Next presentation on February 5, 2015 to address ‘Art, Science, and Surgery’

By Gregg Shields

Dr. Sumeet S. Teotia, a physician, plastic surgeon, classical artist, and medical illustrator, will present an analysis of the process of creating a beautiful drawing and compare that to his work as a plastic surgeon in his President’s Lecture Series presentation, “Art, Science, and Surgery: A Plastic Surgeon’s Perspective.”

Dr. Sumeet S. Teotia
Dr. Sumeet S. Teotia

In the first President’s Lecture of 2015, Dr. Teotia will explore how fine art and well-crafted plastic surgery come from similar origins – an imitation of nature – in a presentation on Thursday, Feb. 5, at 4 p.m. in the Tom and Lula Gooch Auditorium on South Campus. A reception will follow the presentation.

>“Becoming a skillful self-critical surgeon requires training,” said Dr. Teotia, “and becoming an artist is no less rigorous.”

His lecture will provide a step-by-step analysis of how an artist can create an academic professional drawing starting with simple shapes and progressing to tones and half-tones in shadow, and compare that with each step to the process of plastic surgery.

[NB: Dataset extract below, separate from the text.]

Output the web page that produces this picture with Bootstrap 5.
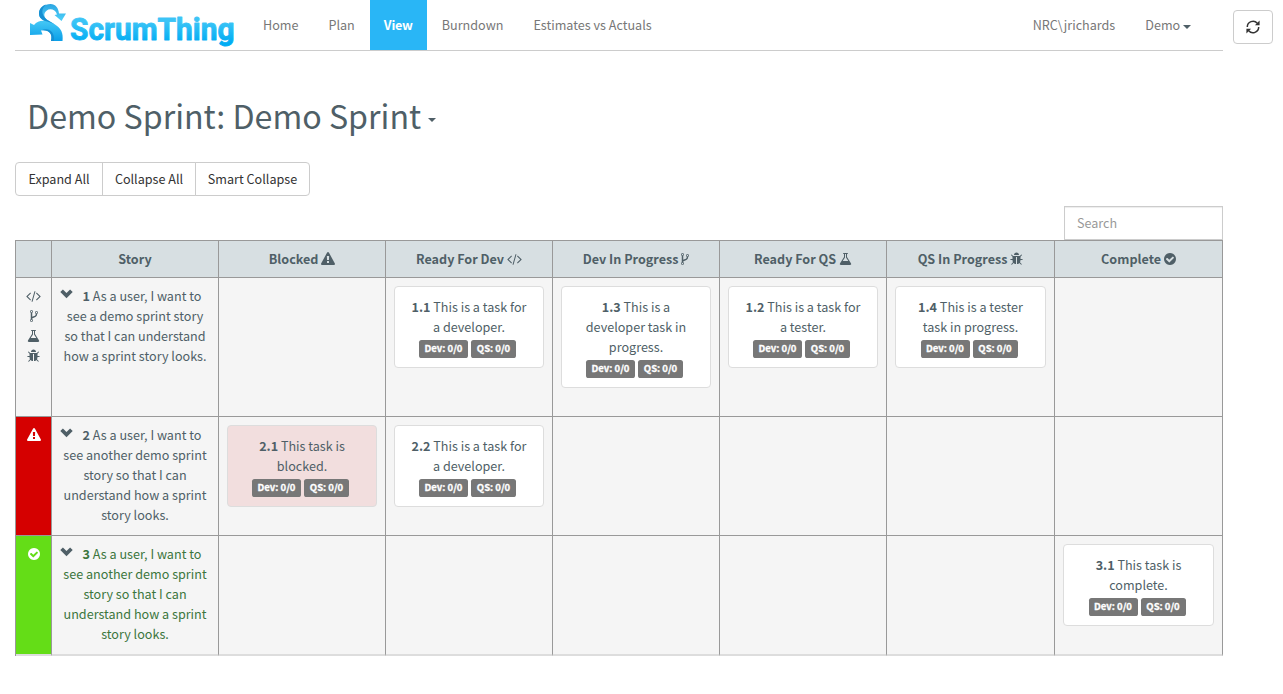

Dr. Teotia, Assistant Professor of Plastic Surgery, leads UT Southwestern’s breast reconstruction program and is closely involved with the breast cancer team – surgical oncologists, medical and radiation oncologists, and geneticists – at the Harold C. Simmons Cancer Center.

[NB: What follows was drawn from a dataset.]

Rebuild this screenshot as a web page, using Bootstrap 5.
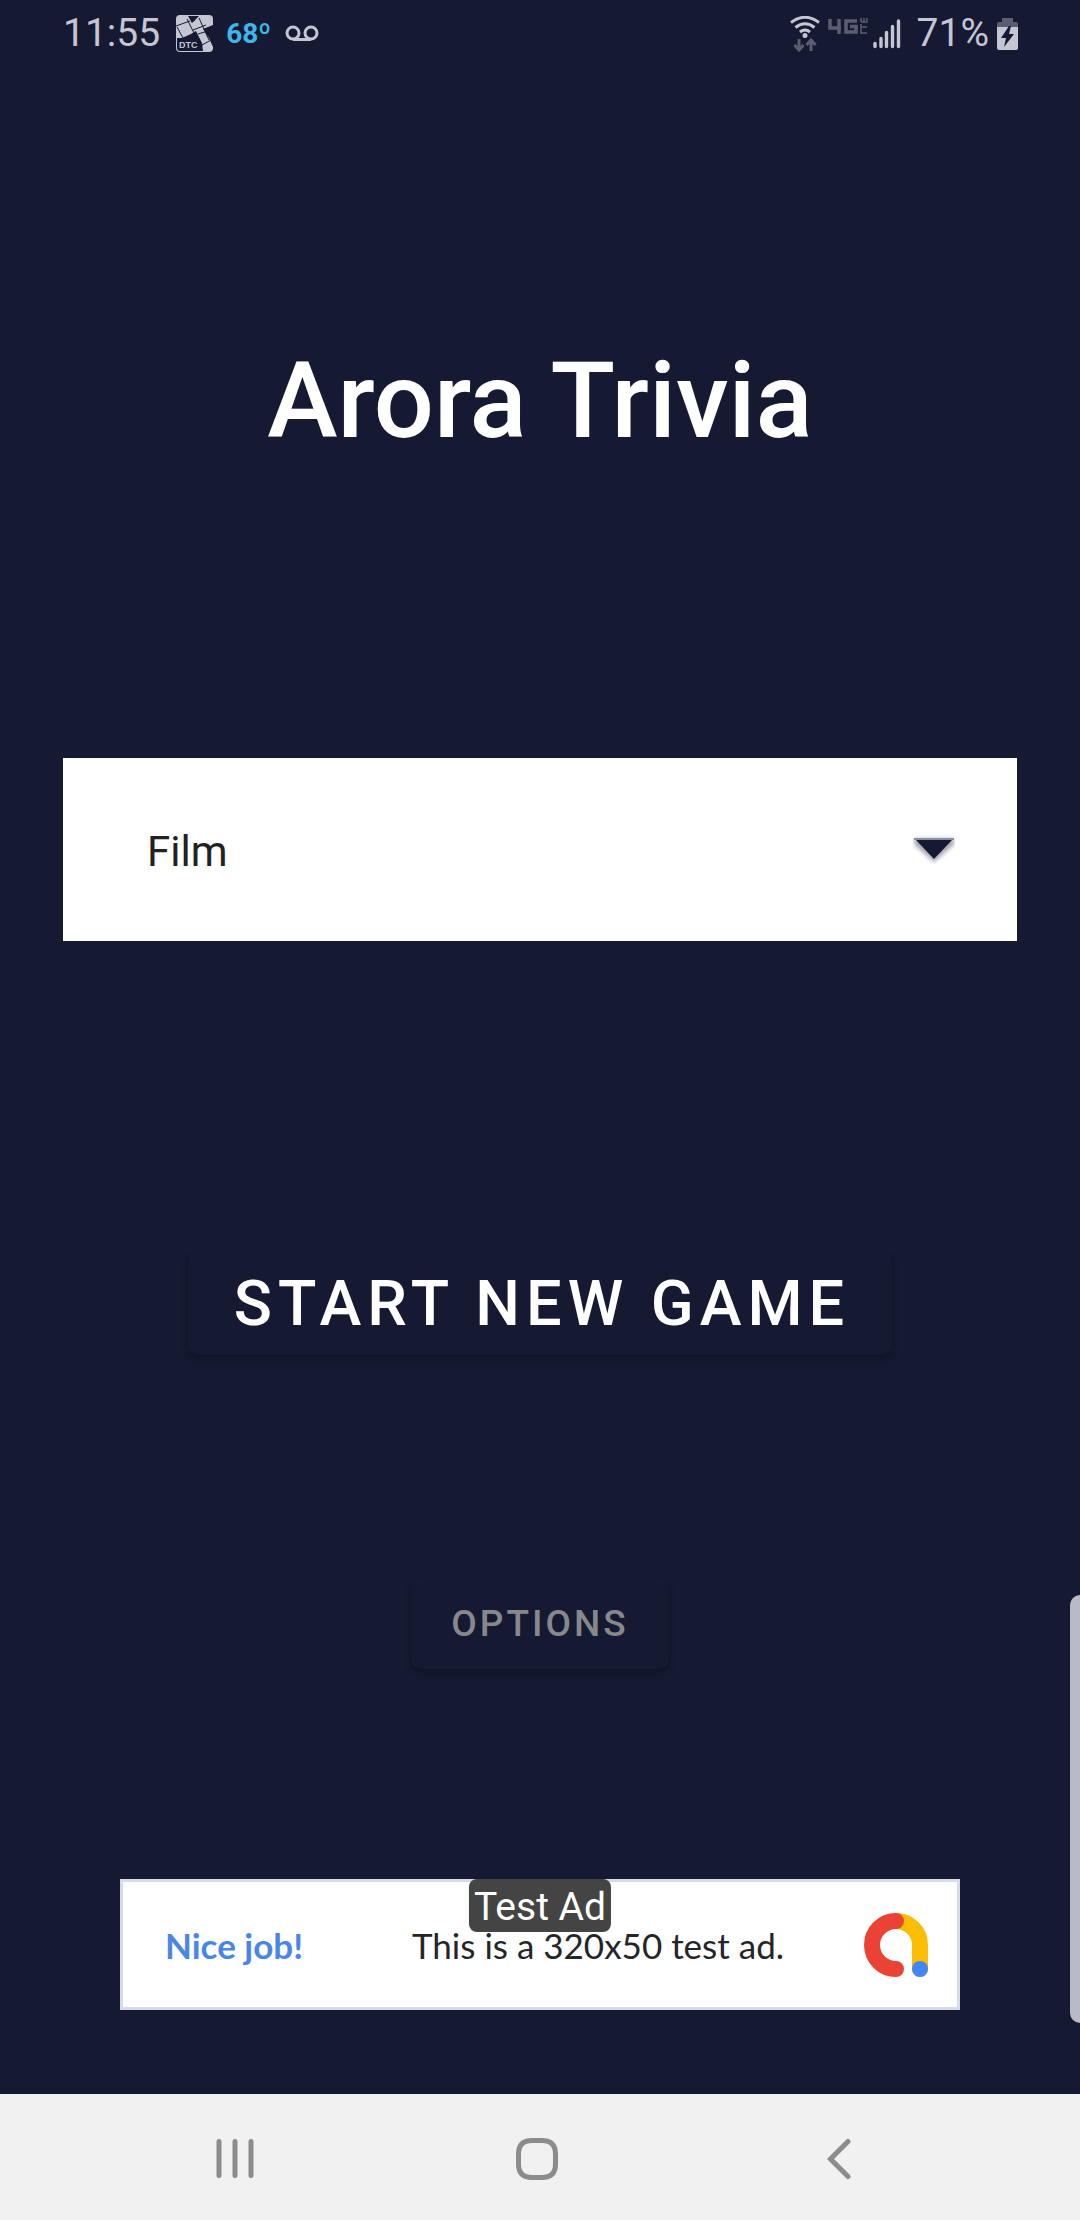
<!DOCTYPE html>
<html lang="en">
<head>
<meta charset="utf-8">
<meta name="viewport" content="width=device-width, initial-scale=1">
<title>Arora Trivia</title>
<link href="https://cdn.jsdelivr.net/npm/bootstrap@5.3.0/dist/css/bootstrap.min.css" rel="stylesheet">
<style>
  body { background: #151932; color: #fff; font-family: Roboto, "Liberation Sans", sans-serif; overflow-x: hidden; }
  svg { display: block; flex: none; }
  .status-bar { height: 64px; padding: 3px 62px 0 63px; color: #c4c6d2; font-size: 39px; line-height: 61px; }
  .status-temp { font-family: Roboto, sans-serif; font-weight: 700; font-size: 28px; color: #3fb5ea; margin-left: 13px; margin-right: 14px; }
  .game-title { font-size: 106px; line-height: 123px; font-weight: 500; margin: 276px 0 295px; }
  .category-wrap { padding: 0 63px; }
  .category-select { height: 183px; border: 0; border-radius: 0; padding: 4px 120px 0 84px; font-size: 42px; color: #222; background-color: #fff; background-image: none; }
  .category-arrow { right: 62px; top: 76px; pointer-events: none; }
  .flat-btn { background: #151932; border: 0; border-radius: 10px; font-weight: 500; box-shadow: 0 4px 6px rgba(10, 12, 26, .35); }
  .flat-btn:hover { background: #1b2040; }
  .btn-start, .btn-start:hover { color: #fff; }
  .btn-start { font-size: 63px; line-height: 103px; letter-spacing: 6px; margin-top: 311px; padding: 0 42px 0 46px; }
  .btn-options, .btn-options:hover { color: #86888c; }
  .btn-options { font-size: 37px; line-height: 91px; letter-spacing: 3px; margin-top: 223px; padding: 0 40px; }
  .ad-banner { width: 840px; max-width: 100%; height: 131px; margin: 210px 0 84px; padding: 1px 29px 0 42px; background: #fff; border: 3px solid #d6dce9; color: #242528; font-family: Lato, sans-serif; font-size: 35px; text-decoration: none; }
  .ad-head { color: #4a86e8; font-weight: 700; }
  .ad-body { gap: 80px; }
  .ad-tag { top: -3px; left: 50%; transform: translateX(-50%); background: #444; border-radius: 8px; color: #fff; font-family: Roboto, sans-serif; font-size: 39px; line-height: 49px; padding: 4px 5px 0; white-space: nowrap; }
  .edge-handle { right: 0; top: 1595px; width: 10px; height: 428px; border-radius: 14px 0 0 14px; background: #b8bac8; border: 0; padding: 0; }
  .system-nav { height: 126px; background: #f1f1f1; padding: 4px 90px 0 84px; }
  .system-nav button { background: none; border: 0; padding: 0; }
</style>
<script src="https://cdn.jsdelivr.net/npm/bootstrap@5.3.0/dist/js/bootstrap.bundle.min.js"></script>
</head>
<body class="position-relative d-flex flex-column min-vh-100">

<header class="status-bar d-flex justify-content-between">
  <div class="d-flex align-items-center">
    <span>11:55</span>
    <svg class="ms-3" width="37" height="37" viewBox="0 0 37 37" role="img" aria-label="DTC">
      <rect width="37" height="37" rx="4" fill="#c4c6d2"/>
      <path d="M12 1H23L16 8ZM1 23L6 23L15 19L20 16L26 28L27 36H4Q1 36 1 33ZM27 14L37 10V32L33 23Z" fill="#151932"/>
      <path d="M0 11L14 6M1 12L7 23M11 4L18 18M15 7L19 5M17 15L30 10M22 19L32 16M26 30L37 24M23 3L33 25" stroke="#151932" stroke-width="1" fill="none"/>
      <text x="3" y="33" font-family="Liberation Sans" font-size="9" font-weight="bold" fill="#c4c6d2">DTC</text>
    </svg>
    <span class="status-temp">68º</span>
    <svg width="34" height="17" viewBox="0 0 34 17" fill="none" stroke="#c4c6d2" stroke-width="3">
      <circle cx="8" cy="8" r="6"/><circle cx="26" cy="8" r="6"/><path d="M8 14.5H26"/>
    </svg>
  </div>
  <div class="d-flex align-items-center">
    <svg width="30" height="36" viewBox="0 0 30 36" fill="none">
      <g stroke="#c4c6d2" stroke-width="3"><path d="M1 6.500Q15-4 29 6.500M5.500 11.500Q15 4 24.500 11.500M10 16Q15 12 20 16"/></g>
      <circle cx="15" cy="19.500" r="2.500" fill="#c4c6d2"/>
      <path d="M9 23V34M4.500 29L9 34L13.500 29M21 35V24M16.500 29L21 24L25.500 29" stroke="#5b5e72" stroke-width="3"/>
    </svg>
    <svg class="ms-2" width="40" height="34" viewBox="0 0 40 34" fill="none" stroke="#5b5e72">
      <path d="M2 2V11H13M11 2V17M29 4H18V15H28V9.500H22" stroke-width="3.500"/>
      <path d="M33 16H39M33 13V17M33 10H39M33 7V13M33 5H39V1M36 5V1M33 5V1" stroke-width="1.500"/>
    </svg>
    <svg class="ms-1" width="29" height="32" viewBox="0 0 29 32" stroke="#c4c6d2" stroke-width="3.400" stroke-linecap="round">
      <path d="M3 25.500V28.500M9 20.500V28.500M14.500 14.500V28.500M20.500 8.500V28.500M26.500 3V28.500"/>
    </svg>
    <span class="ms-3">71%</span>
    <svg class="ms-2" width="21" height="34" viewBox="0 0 21 34">
      <path d="M5 1H16V5H19Q21 5 21 7V12H0V7Q0 5 2 5H5Z" fill="#5b5e72"/>
      <path d="M0 10H21V31Q21 33 19 33H2Q0 33 0 31Z" fill="#c4c6d2"/>
      <path d="M12 9L4 21H9L7 30L17 17H12L14 9Z" fill="#151932"/>
    </svg>
  </div>
</header>

<main class="d-flex flex-column align-items-center flex-grow-1">
  <h1 class="game-title text-center">Arora Trivia</h1>

  <div class="category-wrap w-100">
    <div class="position-relative">
      <select class="form-select category-select" aria-label="Category">
        <option selected>Film</option>
        <option>Music</option>
        <option>Television</option>
      </select>
      <svg class="category-arrow position-absolute" width="42" height="32" viewBox="0 0 42 32">
        <defs><filter id="soft" x="-20%" y="-20%" width="140%" height="150%"><feGaussianBlur stdDeviation="2"/></filter></defs>
        <path d="M1 5H41V10L21 28L1 10Z" fill="#151932" opacity=".4" filter="url(#soft)"/>
        <path d="M3 6H39L21 25Z" fill="#151932"/>
        <path d="M1 5H41" stroke="#8b8da0" stroke-width="2"/>
      </svg>
    </div>
  </div>

  <button type="button" class="btn flat-btn btn-start">START NEW GAME</button>
  <button type="button" class="btn flat-btn btn-options">OPTIONS</button>

  <a href="#" class="ad-banner position-relative d-flex align-items-center justify-content-between">
    <span class="ad-head">Nice job!</span>
    <span class="ad-body d-flex align-items-center">
      <span>This is a 320x50 test ad.</span>
      <svg width="64" height="64" viewBox="0 0 64 64" fill="none" stroke-width="16" stroke-linecap="round">
        <path d="M32 8A24 24 0 0 1 56 32V56" stroke="#fbbc04"/>
        <path d="M32 8A24 24 0 0 0 32 56" stroke="#ea4335"/>
        <circle cx="56" cy="56" r="8" fill="#4285f4"/>
      </svg>
    </span>
    <span class="ad-tag position-absolute">Test Ad</span>
  </a>
</main>

<button type="button" class="edge-handle position-absolute" aria-label="Edge panel"></button>

<nav class="system-nav d-flex" aria-label="System">
  <button type="button" class="flex-fill d-flex justify-content-center align-items-center" aria-label="Recents">
    <svg width="42" height="42" viewBox="0 0 42 42" stroke="#8c8c8c" stroke-width="5" stroke-linecap="round"><path d="M5 3.500V37.500M21 3.500V37.500M37 3.500V37.500"/></svg>
  </button>
  <button type="button" class="flex-fill d-flex justify-content-center align-items-center" aria-label="Home">
    <svg width="42" height="42" viewBox="0 0 42 42" fill="none" stroke="#8c8c8c" stroke-width="5"><path d="M16 2.500H26Q39.500 2.500 39.500 16V26Q39.500 39.500 26 39.500H16Q2.500 39.500 2.500 26V16Q2.500 2.500 16 2.500Z"/></svg>
  </button>
  <button type="button" class="flex-fill d-flex justify-content-center align-items-center" aria-label="Back">
    <svg width="42" height="42" viewBox="0 0 42 42" fill="none" stroke="#8c8c8c" stroke-width="5" stroke-linecap="round"><path d="M30 3.500L12.500 21L30 38.500"/></svg>
  </button>
</nav>
</body>
</html>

A classically trained draughtsman and artist, Dr. Teotia is a surgical expert in breast reconstruction, which is at the core of his practice as part of multidisciplinary cancer care at the Medical Center. He combines his artistic background with science and surgery and attempts to achieve a beautiful harmony that is grounded in an honest visual reality.

He has performed more than 500 soft-tissue microvascular reconstruction flap procedures of the breast only, and also specializes in nipple sparing mastectomy reconstruction as part of an implant-based reconstruction practice. With the help of his partners, he works closely with a highly specialized breast-only reconstructive team at UT Southwestern, ultimately benefitting the patient with high success and helping advance techniques that are pioneering and creative to obtain a superior surgical result.

“Fine art is an interpretation of visual nature,” Dr. Teotia explained. “Ultimately it’s about seeing and observing, and both art and surgery must copy nature first. The difference between art and nature is that one imitates the other.”

Dr. Teotia quoted Leonardo da Vinci, “Human subtlety will never devise an invention more beautiful, more simple or more direct than does nature because in her inventions nothing is lacking, and nothing is superfluous.”

Of course, da Vinci is known for his dissection of cadavers to study the human figure, but is more famous for his artistic efforts like the “Mona Lisa and the “Last Supper.

“Plastic surgery has the added burden of dealing with flesh and imperfection. Dealing with the limitations of time and flesh; that is what makes plastic surgery imperfect,” said Dr. Teotia.

But art or plastic surgery is both a continuing process of self criticism and observation, he noted.

“The longest scars can come from plastic surgery, but you didn’t get the Sistine Chapel ceiling without years of scaffolding,” Dr. Teotia said.

A UT Southwestern faculty member since 2009, Dr. Teotia earned a bachelor’s degree in theoretical mathematics and a medical degree from the University of Virginia. He then completed a surgery internship at the Mayo Clinic in Rochester, Minnesota, and a general surgery residency at the Mayo Clinic in Scottsdale, Arizona. Additionally, he was a clinical investigator in cardiothoracic surgery and transplantation at the Mayo Clinic-Rochester, with a focus in cardiac xenotransplantation. Dr. Teotia then completed a residency in plastic and reconstructive surgery at the University of North Carolina, Chapel Hill, and subsequently did a fellowship in aesthetic plastic surgery at UT Southwestern and Dallas Plastic Surgery Institute.